Businesses in the CST program receive recognition by being awarded “leaves” or level markers. One leaf indicates that a business engages in minimal sustainable practices and a distinction of five leaves indicates that a business exemplifies the highest standard of sustainable practices in its respective sector. Businesses that hold five level markers (leaves) in the CST program are carbon neutral, integrate authentic locally made products into its offerings, give back to Costa Rica’s rural community and more.

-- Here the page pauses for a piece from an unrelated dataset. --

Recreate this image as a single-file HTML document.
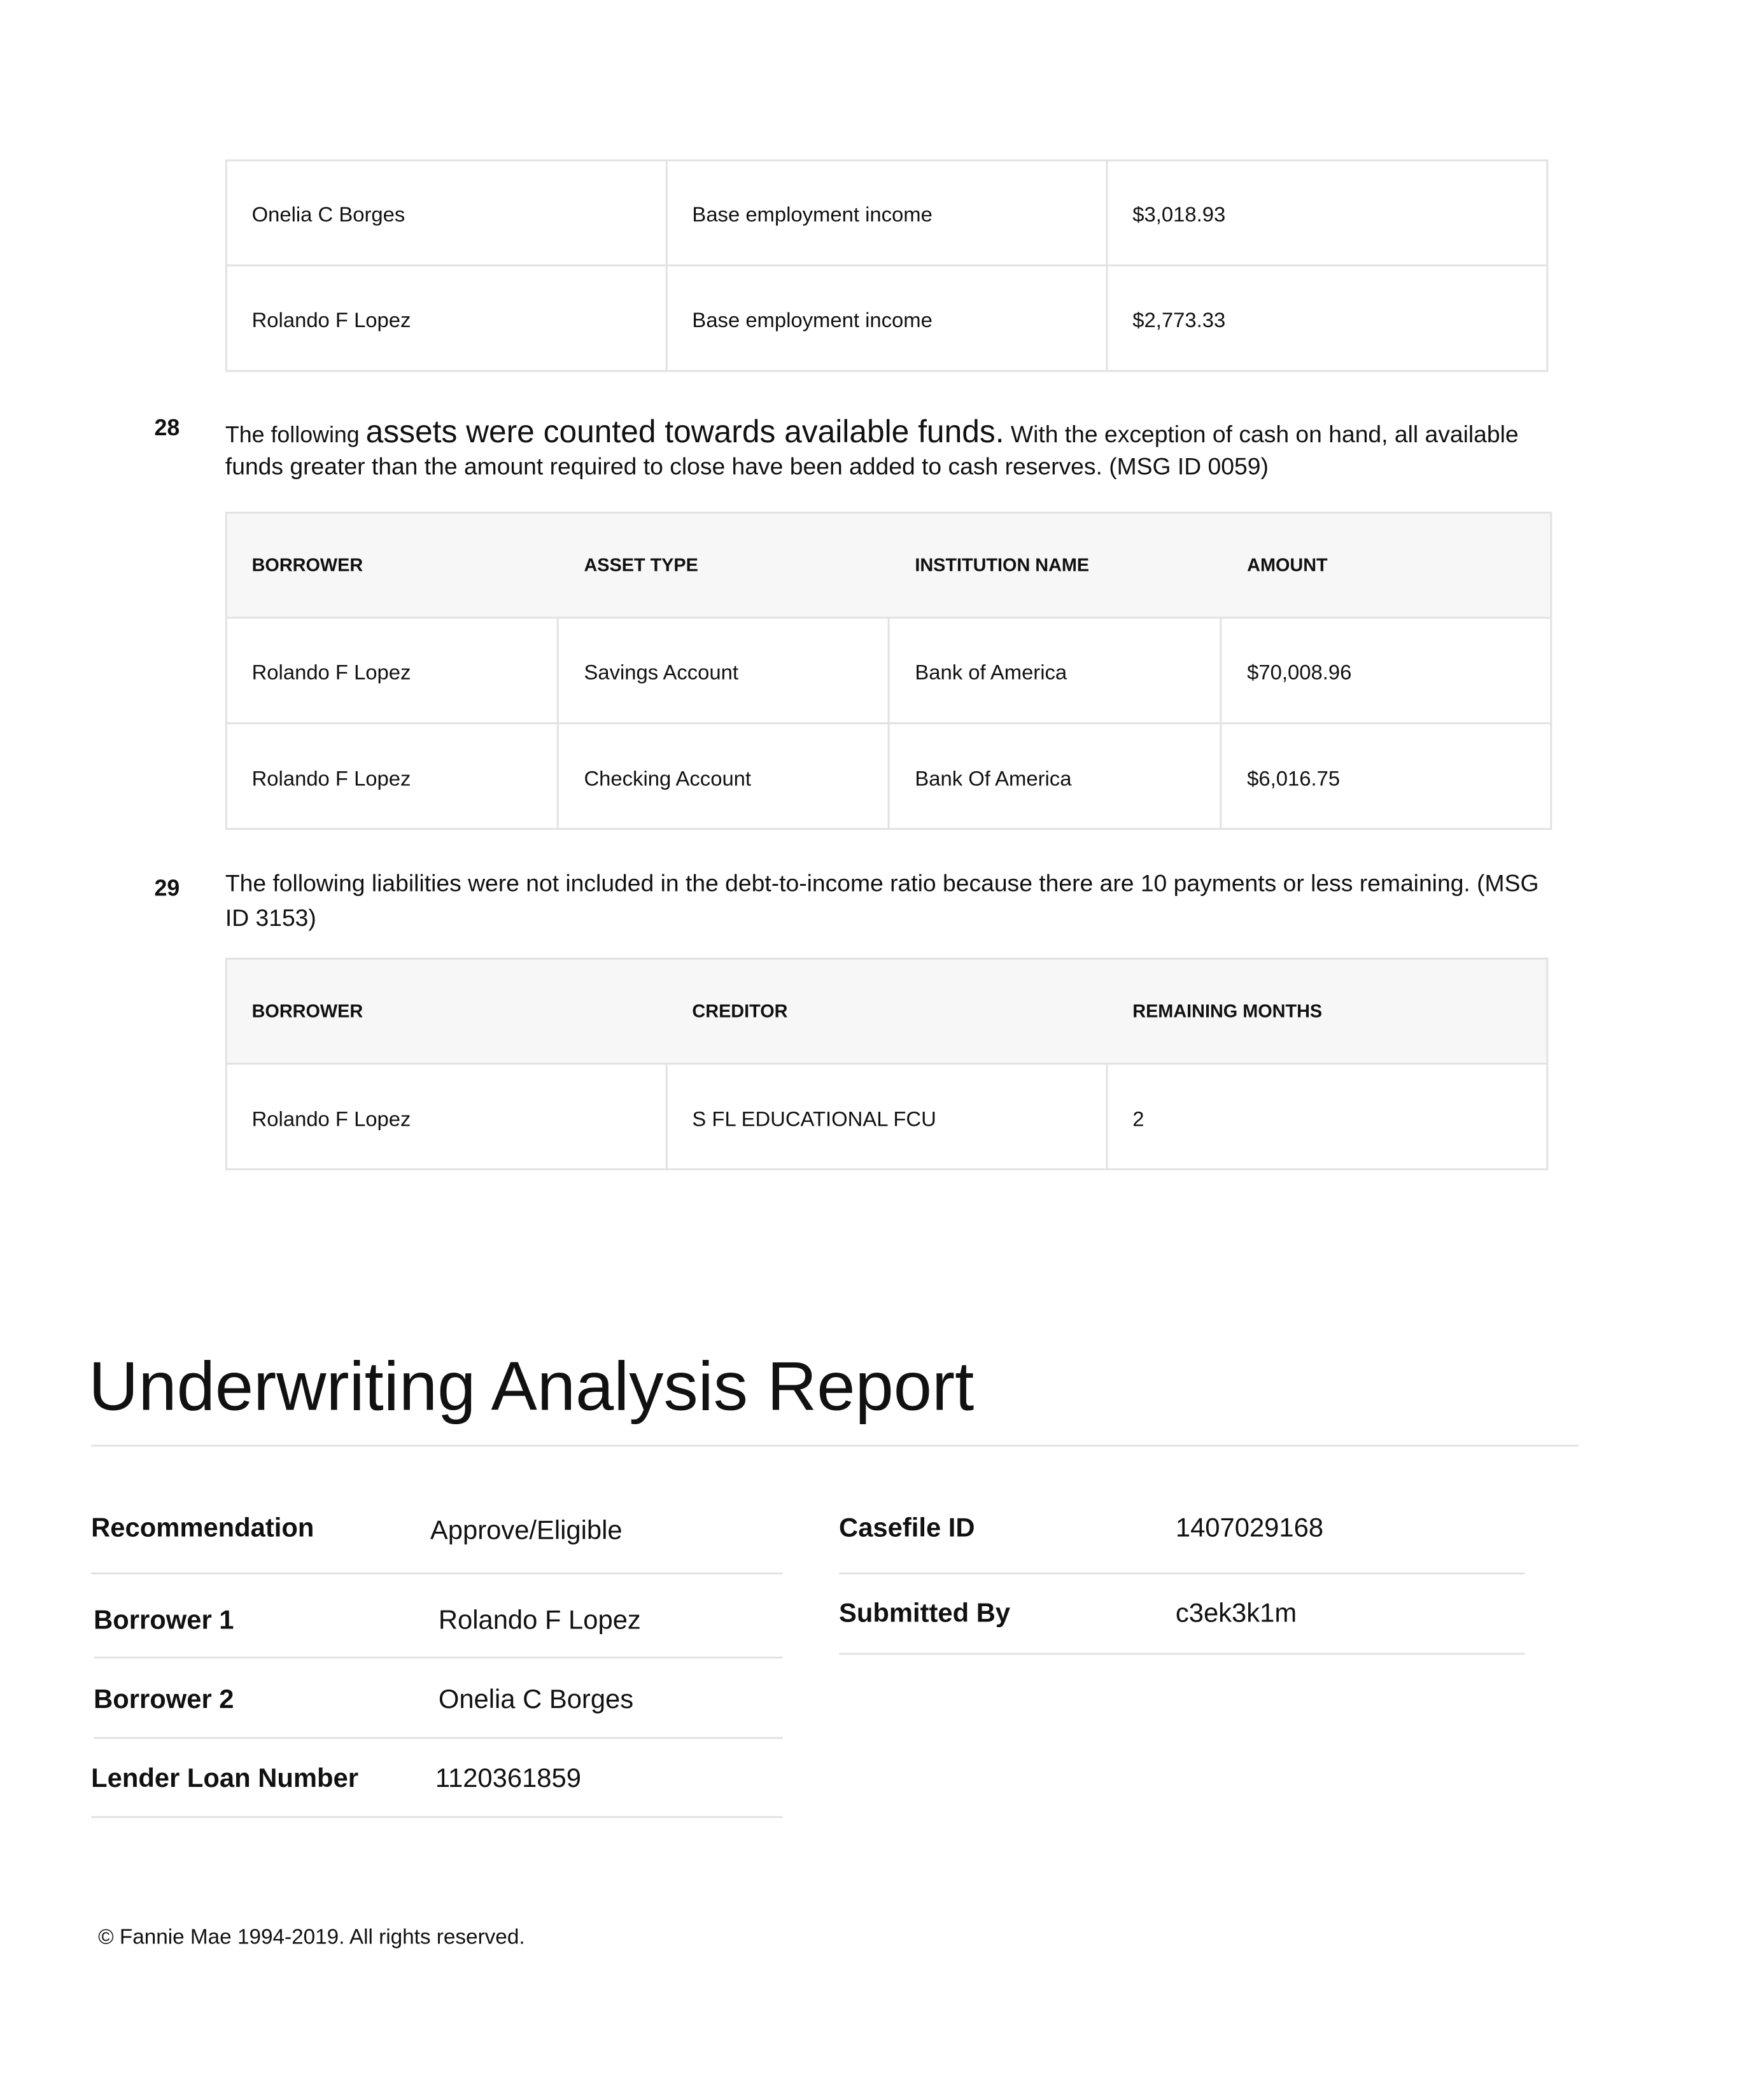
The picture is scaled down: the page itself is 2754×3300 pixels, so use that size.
<!DOCTYPE html>
<html><head><meta charset="utf-8"><style>
html,body{margin:0;padding:0;background:#fff;}
body{width:2754px;height:3300px;position:relative;overflow:hidden;font-family:"Liberation Sans",Arial,sans-serif;color:#111;}
#w{position:absolute;left:0;top:0;width:2754px;height:3300px;transform:scale(0.994);transform-origin:0 0;}
.t{position:absolute;white-space:nowrap;height:60px;line-height:60px;}
.c{font-size:33px;}
.h{font-size:29px;font-weight:bold;}
.b{position:absolute;border:3px solid #e2e2e2;box-sizing:border-box;}
.hl{position:absolute;height:3px;background:#e2e2e2;}
.vl{position:absolute;width:3px;background:#e2e2e2;}
.bg{position:absolute;background:#f7f7f7;}
.p{font-size:37.5px;}
.k{font-size:42px;font-weight:bold;}
.v{font-size:42px;}
</style></head><body><div id="w">

<!-- Table 1 -->
<div class="b" style="left:356px;top:252px;width:2091px;height:336px;"></div>
<div class="hl" style="left:356px;top:418px;width:2091px;"></div>
<div class="vl" style="left:1052px;top:252px;height:336px;"></div>
<div class="vl" style="left:1748px;top:252px;height:336px;"></div>
<div class="t c" style="left:398px;top:309px;">Onelia C Borges</div>
<div class="t c" style="left:1094px;top:309px;">Base employment income</div>
<div class="t c" style="left:1790px;top:309px;">$3,018.93</div>
<div class="t c" style="left:398px;top:476px;">Rolando F Lopez</div>
<div class="t c" style="left:1094px;top:476px;">Base employment income</div>
<div class="t c" style="left:1790px;top:476px;">$2,773.33</div>

<!-- Item 28 -->
<div class="t" style="left:244px;top:646px;font-size:36px;font-weight:bold;">28</div>
<div class="t p" style="left:356px;top:652px;"><span style="font-size:36px;">The following </span><span style="font-size:50px;">assets were counted towards available funds.</span> With the exception of cash on hand, all available</div>
<div class="t p" style="left:356px;top:707px;">funds greater than the amount required to close have been added to cash reserves. (MSG ID 0059)</div>

<!-- Table 2 -->
<div class="bg" style="left:356px;top:809px;width:2097px;height:168px;"></div>
<div class="b" style="left:356px;top:809px;width:2097px;height:503px;"></div>
<div class="hl" style="left:356px;top:975px;width:2097px;"></div>
<div class="hl" style="left:356px;top:1142px;width:2097px;"></div>
<div class="vl" style="left:880px;top:975px;height:337px;"></div>
<div class="vl" style="left:1403px;top:975px;height:337px;"></div>
<div class="vl" style="left:1928px;top:975px;height:337px;"></div>
<div class="t h" style="left:398px;top:864px;">BORROWER</div>
<div class="t h" style="left:923px;top:864px;">ASSET TYPE</div>
<div class="t h" style="left:1446px;top:864px;">INSTITUTION NAME</div>
<div class="t h" style="left:1971px;top:864px;">AMOUNT</div>
<div class="t c" style="left:398px;top:1033px;">Rolando F Lopez</div>
<div class="t c" style="left:923px;top:1033px;">Savings Account</div>
<div class="t c" style="left:1446px;top:1033px;">Bank of America</div>
<div class="t c" style="left:1971px;top:1033px;">$70,008.96</div>
<div class="t c" style="left:398px;top:1201px;">Rolando F Lopez</div>
<div class="t c" style="left:923px;top:1201px;">Checking Account</div>
<div class="t c" style="left:1446px;top:1201px;">Bank Of America</div>
<div class="t c" style="left:1971px;top:1201px;">$6,016.75</div>

<!-- Item 29 -->
<div class="t" style="left:244px;top:1374px;font-size:36px;font-weight:bold;">29</div>
<div class="t p" style="left:356px;top:1366px;">The following liabilities were not included in the debt-to-income ratio because there are 10 payments or less remaining. (MSG</div>
<div class="t p" style="left:356px;top:1421px;">ID 3153)</div>

<!-- Table 3 -->
<div class="bg" style="left:356px;top:1514px;width:2091px;height:168px;"></div>
<div class="b" style="left:356px;top:1514px;width:2091px;height:336px;"></div>
<div class="hl" style="left:356px;top:1680px;width:2091px;"></div>
<div class="vl" style="left:1052px;top:1680px;height:170px;"></div>
<div class="vl" style="left:1748px;top:1680px;height:170px;"></div>
<div class="t h" style="left:398px;top:1569px;">BORROWER</div>
<div class="t h" style="left:1094px;top:1569px;">CREDITOR</div>
<div class="t h" style="left:1790px;top:1569px;">REMAINING MONTHS</div>
<div class="t c" style="left:398px;top:1739px;">Rolando F Lopez</div>
<div class="t c" style="left:1094px;top:1739px;">S FL EDUCATIONAL FCU</div>
<div class="t c" style="left:1790px;top:1739px;">2</div>

<!-- Title -->
<div class="t" style="left:140px;top:2127px;height:130px;line-height:130px;font-size:109px;">Underwriting Analysis Report</div>
<div class="hl" style="left:144px;top:2284px;width:2351px;"></div>

<!-- Key values left -->
<div class="t k" style="left:144px;top:2385px;">Recommendation</div>
<div class="t v" style="left:680px;top:2389px;">Approve/Eligible</div>
<div class="hl" style="left:144px;top:2486px;width:1093px;"></div>
<div class="t k" style="left:148px;top:2531px;">Borrower 1</div>
<div class="t v" style="left:693px;top:2531px;">Rolando F Lopez</div>
<div class="hl" style="left:148px;top:2619px;width:1089px;"></div>
<div class="t k" style="left:148px;top:2656px;">Borrower 2</div>
<div class="t v" style="left:693px;top:2656px;">Onelia C Borges</div>
<div class="hl" style="left:148px;top:2746px;width:1089px;"></div>
<div class="t k" style="left:144px;top:2781px;">Lender Loan Number</div>
<div class="t v" style="left:688px;top:2781px;">1120361859</div>
<div class="hl" style="left:144px;top:2871px;width:1093px;"></div>

<!-- Key values right -->
<div class="t k" style="left:1326px;top:2385px;">Casefile ID</div>
<div class="t v" style="left:1858px;top:2385px;">1407029168</div>
<div class="hl" style="left:1326px;top:2486px;width:1084px;"></div>
<div class="t k" style="left:1326px;top:2520px;">Submitted By</div>
<div class="t v" style="left:1858px;top:2520px;">c3ek3k1m</div>
<div class="hl" style="left:1326px;top:2613px;width:1084px;"></div>

<!-- Footer -->
<div class="t" style="left:155px;top:3033px;font-size:33.5px;">© Fannie Mae 1994-2019. All rights reserved.</div>

</div></body></html>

CST was introduced in 1997 and has continued to evolve and change with the advancement of technologies over the years. As of May, more than 347 companies, ranging from lodging, tour companies, restaurants and car rentals, in Costa Rica earned CST certification. The program hopes to reach its goal of certifying 425 companies by the end of 2017.
With these two latest wins, it’s clear that sustainability is not only a practice in Costa Rica; it is a way of life.